- Born: Anne O'Meara Beamish 30 April 1883 Dublin, Ireland
- Died: 1 August 1969 (aged 86) Switzerland

= Annie O'Meara de Vic Beamish =

Irish author (1883-1969)

 Annie O'Meara de Vic Beamish (30 April 1883 – 1 August 1969), was an Irish writer, translator and playwright.

==Life==
Beamish was the daughter of Reverend Franck John de Vic Beamish and Ann S. Greenfield. She was born April 30, 1883, in Dublin, Ireland, and was educated at home through governesses and tutors. She wrote under the names John Bernard and Noel de Vic Beamish. She wrote and translated for the stage. Beamish also founded various language schools in Europe and worked in the Berlitz school in Cannes teaching English.
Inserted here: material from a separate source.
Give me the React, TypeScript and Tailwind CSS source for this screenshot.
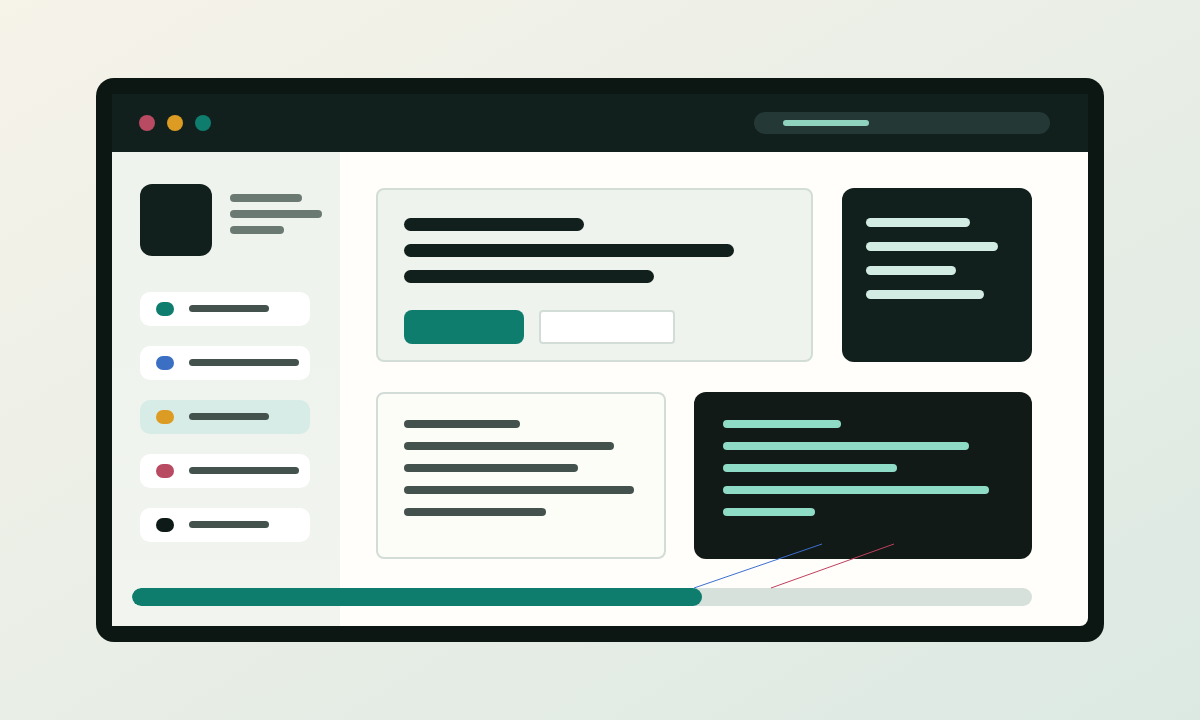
const navItems = [
  { dot: "bg-[#0f7d6d]", line: "w-[80px]", active: false },
  { dot: "bg-[#3a6fc4]", line: "w-[110px]", active: false },
  { dot: "bg-[#dc9b22]", line: "w-[80px]", active: true },
  { dot: "bg-[#b84a62]", line: "w-[110px]", active: false },
  { dot: "bg-[#0e1a17]", line: "w-[80px]", active: false },
];

const sideLines = ["w-[72px]", "w-[92px]", "w-[54px]"];
const heroLines = ["w-[180px]", "w-[330px]", "w-[250px]"];
const noteLines = ["w-[104px]", "w-[132px]", "w-[90px]", "w-[118px]"];
const listLines = ["w-[116px]", "w-[210px]", "w-[174px]", "w-[230px]", "w-[142px]"];
const codeLines = ["w-[118px]", "w-[246px]", "w-[174px]", "w-[266px]", "w-[92px]"];

export default function App() {
  const progress = 570 / 900;

  return (
    <div className="relative flex h-screen w-full items-center justify-center bg-linear-to-br from-[#f6f3e9] to-[#dce9e3] font-['Inter',sans-serif]">
      <div className="h-[564px] w-[1008px] rounded-[18px] bg-[#0c1613] p-4">
        <div className="flex h-full flex-col overflow-hidden rounded-br-lg">
          {/* title bar */}
          <div className="flex h-[58px] shrink-0 items-center justify-between bg-[#12201d] pl-[27px] pr-[38px]">
            <div className="flex gap-3">
              <span className="h-4 w-4 rounded-full bg-[#b84a62]" />
              <span className="h-4 w-4 rounded-full bg-[#dc9b22]" />
              <span className="h-4 w-4 rounded-full bg-[#0f7d6d]" />
            </div>
            <div className="flex h-[22px] w-[296px] items-center rounded-full bg-[#243835] pl-[29px]">
              <span className="h-[6px] w-[86px] rounded-full bg-[#8fd3bf]" />
            </div>
          </div>

          {/* body */}
          <div className="grid flex-1 grid-cols-[228px_1fr] grid-rows-[1fr_auto]">
            <aside className="col-start-1 row-span-2 row-start-1 bg-linear-to-b from-[#eef3ee] to-[#f1f4ef] pl-7 pt-8">
              <div className="flex gap-[18px]">
                <div className="h-[72px] w-[72px] rounded-xl bg-[#12201d]" />
                <div className="mt-[10px] flex flex-col gap-2">
                  {sideLines.map((w, i) => (
                    <span key={i} className={`h-2 ${w} rounded-full bg-[#6a7a73]`} />
                  ))}
                </div>
              </div>
              <nav className="mt-9 flex flex-col gap-5">
                {navItems.map((item, i) => (
                  <div
                    key={i}
                    className={`flex h-[34px] w-[170px] items-center gap-[15px] rounded-[10px] pl-4 ${
                      item.active ? "bg-[#d7ece6]" : "bg-white"
                    }`}
                  >
                    <span className={`h-[14px] w-[18px] rounded-full ${item.dot}`} />
                    <span className={`-mt-[2px] h-[7px] ${item.line} rounded-full bg-[#43524d]`} />
                  </div>
                ))}
              </nav>
            </aside>

            <main className="col-start-2 row-span-2 row-start-1 bg-[#fffefa] pl-9 pt-9">
              <div className="flex gap-[29px]">
                <section className="flex h-[174px] w-[437px] flex-col rounded-lg border-2 border-[#d3ddd7] bg-[#eef3ee] pl-[26px] pt-7">
                  <div className="flex flex-col gap-[13px]">
                    {heroLines.map((w, i) => (
                      <span key={i} className={`h-[13px] ${w} rounded-full bg-[#12201d]`} />
                    ))}
                  </div>
                  <div className="mt-[27px] flex gap-[15px]">
                    <span className="h-[34px] w-[120px] rounded-lg bg-[#0f7d6d]" />
                    <span className="h-[34px] w-[136px] rounded border-2 border-[#d3ddd7] bg-white" />
                  </div>
                </section>
                <section className="h-[174px] w-[190px] rounded-xl bg-[#12201d] pl-6 pt-[30px]">
                  <div className="flex flex-col gap-[15px]">
                    {noteLines.map((w, i) => (
                      <span key={i} className={`h-[9px] ${w} rounded-full bg-[#d2ece4]`} />
                    ))}
                  </div>
                </section>
              </div>

              <div className="mt-[30px] flex gap-[28px]">
                <section className="h-[167px] w-[290px] rounded-lg border-2 border-[#d3ddd7] bg-[#fdfdf8] pl-[26px] pt-[26px]">
                  <div className="flex flex-col gap-[14px]">
                    {listLines.map((w, i) => (
                      <span key={i} className={`h-2 ${w} rounded-full bg-[#43524d]`} />
                    ))}
                  </div>
                </section>
                <section className="h-[167px] w-[338px] rounded-xl bg-[#121a17] pl-[29px] pt-7">
                  <div className="flex flex-col gap-[14px]">
                    {codeLines.map((w, i) => (
                      <span key={i} className={`h-2 ${w} rounded-full bg-[#8fdcc6]`} />
                    ))}
                  </div>
                </section>
              </div>
            </main>

            <div className="z-10 col-span-2 col-start-1 row-start-2 mb-5 ml-5 w-[900px]">
              <div className="h-[18px] w-full overflow-hidden rounded-full bg-[#d6e1dc]">
                <div className="h-full rounded-full bg-[#0f7d6d]" style={{ width: `${progress * 100}%` }} />
              </div>
            </div>
          </div>
        </div>
      </div>

      <svg className="pointer-events-none absolute left-0 top-0 z-20" width="1200" height="720" viewBox="0 0 1200 720">
        <line x1="694" y1="588" x2="822" y2="544" stroke="#3b6fd0" strokeWidth="1" />
        <line x1="771" y1="588" x2="894" y2="544" stroke="#c0405e" strokeWidth="1" />
      </svg>
    </div>
  );
}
She was a friend and neighbour of Samuel Beckett in Roussillon during the Second World War. She is the origin of the character "Old Miss McGlone" and appears as a character with Beckett in A Country Road, A Tree by Jo Baker. She lived at the time with a companion Suzanne Allévy and they were understood to be a couple. Beamish was considered a local character. She wore men's clothing, went by the name Noel and used a monocle for reading. She also taught English to the painter Henri Hayden while he was staying in the village. There were rumours she was involved with the British secret service or a member of Beckett's resistance cell. Certainly however she was supportive to the Jewish refugees who fled to the area. Beamish died in Switzerland, 1 August 1969.

==Publications==
- Tweet | H. Jenkins Limited | 1927
- The Grafting of the Rose
- "The King's Missal" (1934)
- "Miss Perfection: The Story of an Airedale Terrier" (1931)
- "The Queen's Jester" (1969)
- Beatrice in Babel
- The Quest of Love
- Venetian Lady
- The Blooming of the Rose
- Fair Fat Lady (Ivor Nicholson and Watson; (1937), first edition dust jacket illustrated by Bip Pares priced 7s. 6d. Plot summary from The Bulletin review "The tragedy of a fat girl. She falls in love with the tenor of a concert party, discovers him in an infidelity, joins a Continental circus as fat woman, adopts the tenor’s illegitimate son (who is ashamed of her fat), discovers a gift for finance, returns home and becomes the millionaire philanthropist of her native town, cannot find happiness, but keeps a kind heart through it all.
- Lady Beyond the Walls
- Shadows of Splendour
- The Sword of Love
- The Sign of the Beast
- The New Race of Devils
- A Woman of Fire (1923)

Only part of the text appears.